The point is that even Saturday, when Alabama finally got some key turnovers at key times, in the 2nd half of a tight road game, they couldn’t turn those turnovers into turning points of the game. Instead, the turnovers were just preludes to more missed opportunities and a big, fat loss at the end. The Tide teams of old would’ve turned 1 or both of those Vols turnovers into the moments that helped them break the hearts of the home team and its fans.

But that’s not what this Alabama team does. This Bama team doesn’t force enough turnovers on a consistent basis, not even close, and when it does it leaves the window open for the opposition, like it did on Saturday. It doesn’t crush the opposition. Itt doesn’t make them pay the ultimate price.

The sad truth is this: Through 7 games, more than halfway through the season, despite forcing those 2 turnovers on Saturday and committing only 1, Alabama sits with a minus-5 turnover margin, one of the worst in the country and totally unbecoming of a Saban team and an Alabama team and a team that is dead serious about winning a title.

Had Bama capitalized fully on either of the turnovers it forced on Saturday, won the game, extended The Streak to 16 games and got out of Knoxville at 7-0, the whole Turnover Narrative that has haunted the Tide all season would’ve been altered.

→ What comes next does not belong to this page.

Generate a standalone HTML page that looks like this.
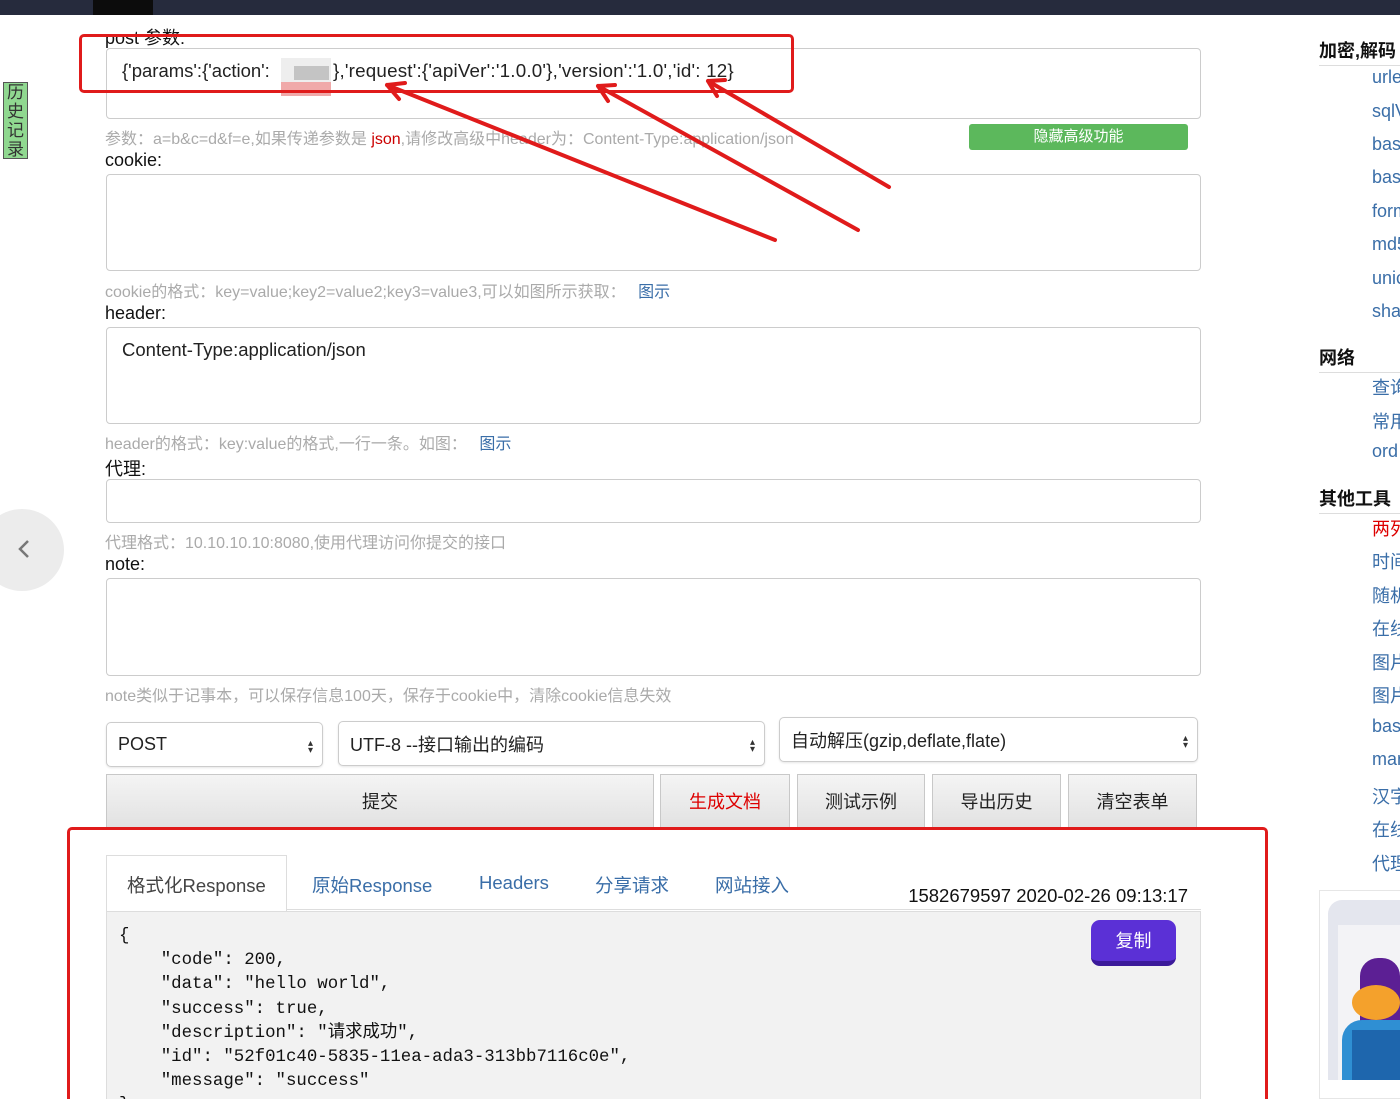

Instead, it’s all still there for everyone to see, and Bama isn’t undefeated anymore and isn’t in control of that Playoff party anymore.

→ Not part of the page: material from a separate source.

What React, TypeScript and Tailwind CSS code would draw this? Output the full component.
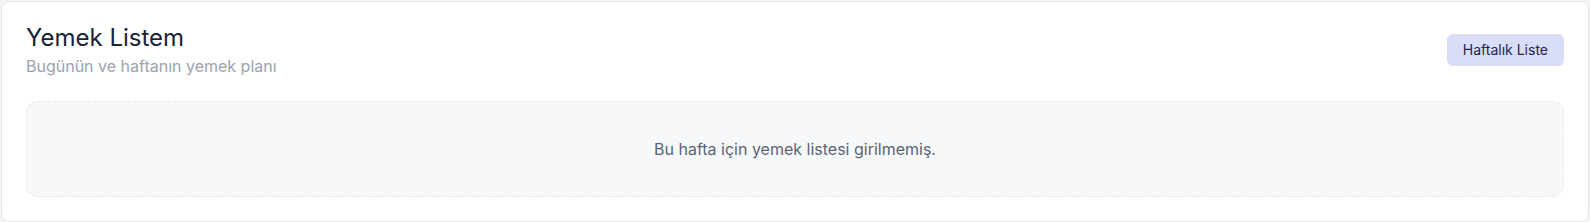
export default function App() {
  return (
    <div className="min-h-[222px] w-full bg-[#f3f4f6] p-px" style={{ fontFamily: "Inter, 'Noto Sans', sans-serif" }}>
      <div className="rounded-lg border border-[#e5e7eb] bg-white px-6 pt-5 pb-6">
        <div className="flex items-center justify-between">
          <div>
            <h2 className="text-2xl leading-8 font-normal text-[#1a2238]">Yemek Listem</h2>
            <p className="text-base leading-6 text-[#9ca3af]">Bugünün ve haftanın yemek planı</p>
          </div>
          <button className="rounded-md bg-[#d9ddf8] px-4 py-1.5 text-sm leading-5 text-[#1e2456]">Haftalık Liste</button>
        </div>
        <div className="mt-[23px] flex h-[96px] items-center justify-center rounded-xl border border-dashed border-[#e5e7eb] bg-[#f7f8fa]">
          <p className="text-base leading-6 text-[#5b6475]">Bu hafta için yemek listesi girilmemiş.</p>
        </div>
      </div>
    </div>
  );
}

Right now, Bama isn’t invited to college football’s top-tier inner circle because it hasn’t played well enough to be there. This has time to change, of course. There are 5 regular-season games left, and maybe an SEC title game.

But the mojo isn’t there right now, not like it usually is. And if the Tide doesn’t clean up the areas they need to clean up, they won’t be playing meaningful football games in December, let alone January.